Monday, February 24, 2014

"My Bondage, My Freedom" part 1

A few weeks ago, christian hip hop artist Lecrae gave a  challenge to read " My Bondage,  My Freedom" by Frederick Douglass in honor of black history month.  He then asked that whoever would read it to write him a summary. I will post my summary in 3 parts on the blog so stay tuned for part 2 ( Here )  and 3 (Here  at a later date.
Part 1
Fredrick Douglass was a man born into many sorrows and well acquainted with grief. Grief that held him in the bonds of slavery for many years until he proved that with determination and education he could be rid of it's chains. Douglass shines light on the evils and horrors that were the American slave system. Such were the evils he mentions it leaves the reader shocked and appalled at our nation’s vicious roots. We will now examine these roots which made the slave system work, along with the many sins and hypocrisies of its proponents and how this affected Douglas's life based on his writings.            
               Before getting into details of Fredrick’s life, I want to present details of what it meant to be a slave. Slavery defined by Douglass is the “granting of that power by which one man exercises and enforces a right of property in the body and soul of another.” The conditions of slave life were unimaginable. They were given very little food to eat, while their masters had abundance. They were forced to work all day, year round under threat of being whipped. One aspect of slavery that really surprised me is that nursing mothers were allowed only one hour to feed their baby during the day. Since many of the slaves lived a few miles from the plantation mothers had to leave their babies in the corner of the work field just to have enough time to feed them.
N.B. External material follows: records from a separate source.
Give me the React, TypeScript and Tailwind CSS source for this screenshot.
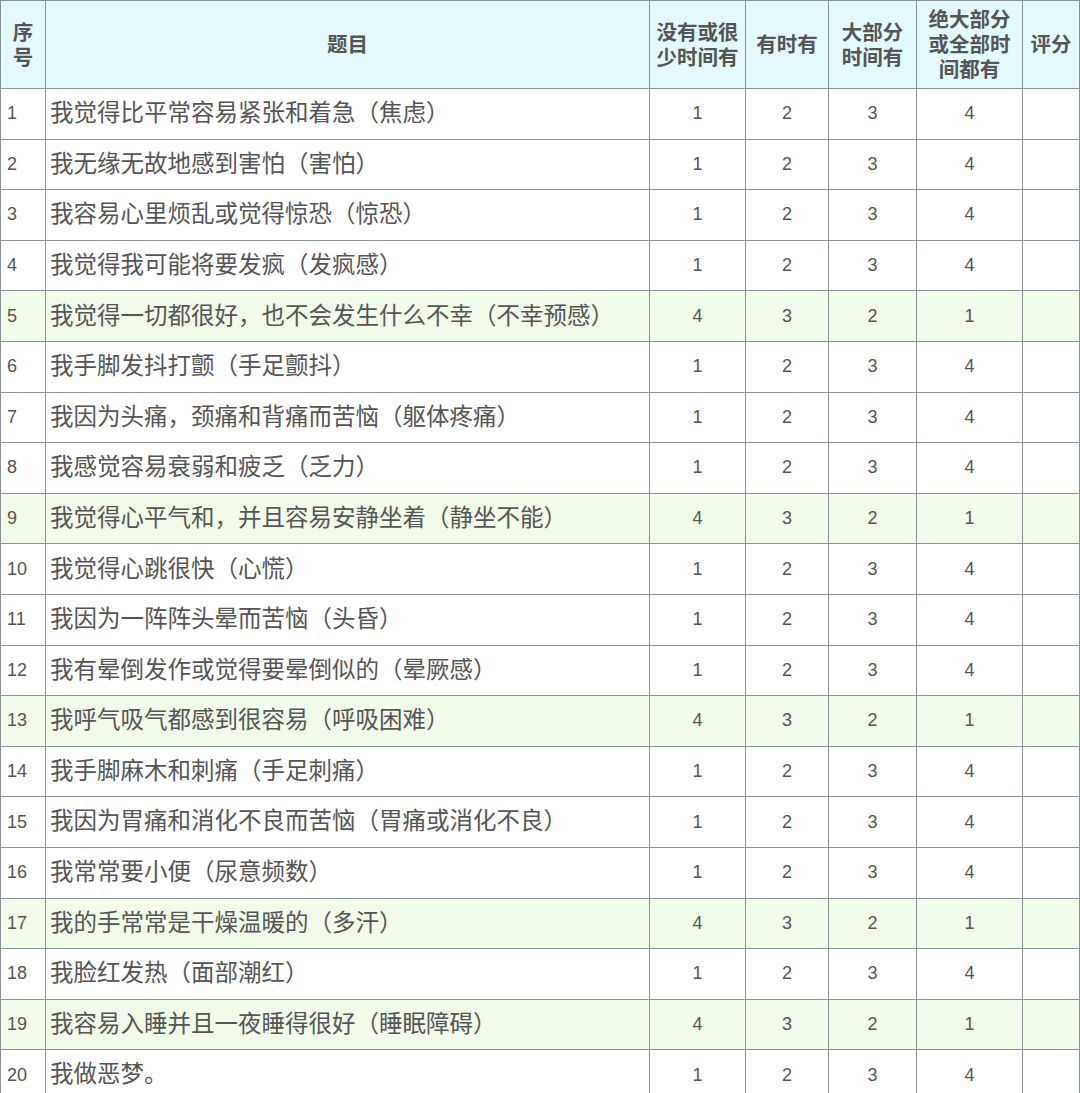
import React from "react";

const rows: [string, boolean][] = [
  ["我觉得比平常容易紧张和着急（焦虑）", false],
  ["我无缘无故地感到害怕（害怕）", false],
  ["我容易心里烦乱或觉得惊恐（惊恐）", false],
  ["我觉得我可能将要发疯（发疯感）", false],
  ["我觉得一切都很好，也不会发生什么不幸（不幸预感）", true],
  ["我手脚发抖打颤（手足颤抖）", false],
  ["我因为头痛，颈痛和背痛而苦恼（躯体疼痛）", false],
  ["我感觉容易衰弱和疲乏（乏力）", false],
  ["我觉得心平气和，并且容易安静坐着（静坐不能）", true],
  ["我觉得心跳很快（心慌）", false],
  ["我因为一阵阵头晕而苦恼（头昏）", false],
  ["我有晕倒发作或觉得要晕倒似的（晕厥感）", false],
  ["我呼气吸气都感到很容易（呼吸困难）", true],
  ["我手脚麻木和刺痛（手足刺痛）", false],
  ["我因为胃痛和消化不良而苦恼（胃痛或消化不良）", false],
  ["我常常要小便（尿意频数）", false],
  ["我的手常常是干燥温暖的（多汗）", true],
  ["我脸红发热（面部潮红）", false],
  ["我容易入睡并且一夜睡得很好（睡眠障碍）", true],
  ["我做恶梦。", false],
];

const th = "border border-[#8a9398] bg-[#e3f9fb] font-bold text-[20.5px] leading-[25px] text-[#555] text-center align-middle";
const td = "border border-[#8a9398] align-middle text-center text-[18px] text-[#555]";

export default function App() {
  return (
    <div className="w-[1080px] h-[1093px] overflow-hidden bg-white" style={{ fontFamily: '"Liberation Sans", "Noto Sans CJK SC", sans-serif' }}>
      <table className="border-collapse table-fixed w-[1079px]">
        <colgroup>
          <col className="w-[45px]" />
          <col className="w-[604px]" />
          <col className="w-[96px]" />
          <col className="w-[83px]" />
          <col className="w-[88px]" />
          <col className="w-[106px]" />
          <col className="w-[57px]" />
        </colgroup>
        <thead>
          <tr className="h-[88px]">
            <th className={th}>序<br />号</th>
            <th className={th}>题目</th>
            <th className={th}>没有或很<br />少时间有</th>
            <th className={th}>有时有</th>
            <th className={th}>大部分<br />时间有</th>
            <th className={th}>绝大部分<br />或全部时<br />间都有</th>
            <th className={th}>评分</th>
          </tr>
        </thead>
        <tbody>
          {rows.map(([q, rev], i) => {
            const vals = rev ? [4, 3, 2, 1] : [1, 2, 3, 4];
            return (
              <tr key={i} className={`h-[50.6px] ${rev ? "bg-[#f1fbea]" : ""}`}>
                <td className={`${td} text-left pl-[6px] text-[18px]`}>{i + 1}</td>
                <td className={`${td} text-left pl-[4px] text-[23.5px]`}>{q}</td>
                {vals.map((v, j) => (
                  <td key={j} className={td}>{v}</td>
                ))}
                <td className={td}></td>
              </tr>
            );
          })}
        </tbody>
      </table>
    </div>
  );
}
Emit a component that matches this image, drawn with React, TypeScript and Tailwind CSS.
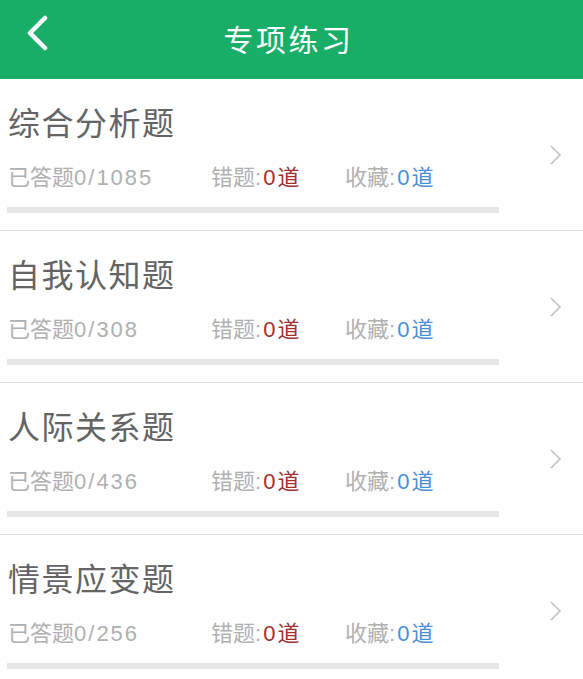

As a nursing mother myself I can never imagine being under these conditions. Slaves had no say how to live their life. They were always guilty of crime. Even in his book Douglass spares us from many horrifying details of being a slave.            
Douglass grew up without father or mother, one of the cruel realities of being born a slave. (Which may have proved beneficial in his anxiousness to escape, for there was no one holding him back). This occurred because slave holders viewed those of black skin color as nothing more than property, chattel, on the same par as animals. Thus they had no guilt in separating families for sake of wealth or for the guilt of sin. Many slave holders took pleasure in defiling black slave women. The consequence of slave offspring abounded much on these southern plantations.  Douglass wisely points out that "men do not love those who remind them of their sins unless they have a mind to repent." And no slave holder did have a "mind to repent". So they sold their own children away and separated many families to keep their sin hidden and lighten their conscience. But nothing the 'white master' could do was enough to blot out the transgression. They were always in a state of uneasiness, constantly living in a false idea of peace, walking around "troubled, like the restless sea". The children not sold away would be left to find a place to rest on their own. Without home or bed Douglass was forced to find sleep anywhere he could, the closet, or the kitchen corner.        
    Even though the tragedy of separating mother and child is one of the greatest evils the slave system holds, there is yet one greater evil. And that is to deny one education in order to keep the uneducated enslaved to the educated. This crucial point of slavery was unknown to the wife of one of Douglass's masters. If it wasn't for this lack of education on her part Fredrick Douglass may have never become the man we know him as today. He may have never become a freeman if not for this one woman innocently teaching him to read and write. As a child Douglass was sent to serve a family in Baltimore. It was an improvement from life on the plantation.  The wife of the master took in Fredrick as her own. She was truly unaware of the proper etiquette of a slave owner. For one day when Fredrick asked her to teach him to read she pleasantly agreed. His education came to an abrupt halt when the master found out about it, The master warned his wife "if you give a nigger an inch, he will take an ell; he should know nothing but the will of his master, and learn to obey it." This was the prevalent thought of all slave holders. If you educate the slave they will read scripture for what it really says, they will  learn of freedom, and they will fight to obtain it. So here was the end of Fredrick's formal training. But the damage was already done. He had caught his first taste of freedom. From then on Douglass took advantage of every opportunity to learn to read and write. Whether exchanging food for lessons from neighborhood children or hiding in the masters house with a book. He realized that if the slave holders saw educating slaves as a repulsive thing then he must become educated and become very well educated at that. He could never be content as a slave anymore because through reading he gained the knowledge of freedom and yearned for it more than anything.

1 comment:

  1. What a remarkable man! I especially liked his insight "if the slave holders saw educating slaves as a repulsive thing then he must become educated and become very well educated at that."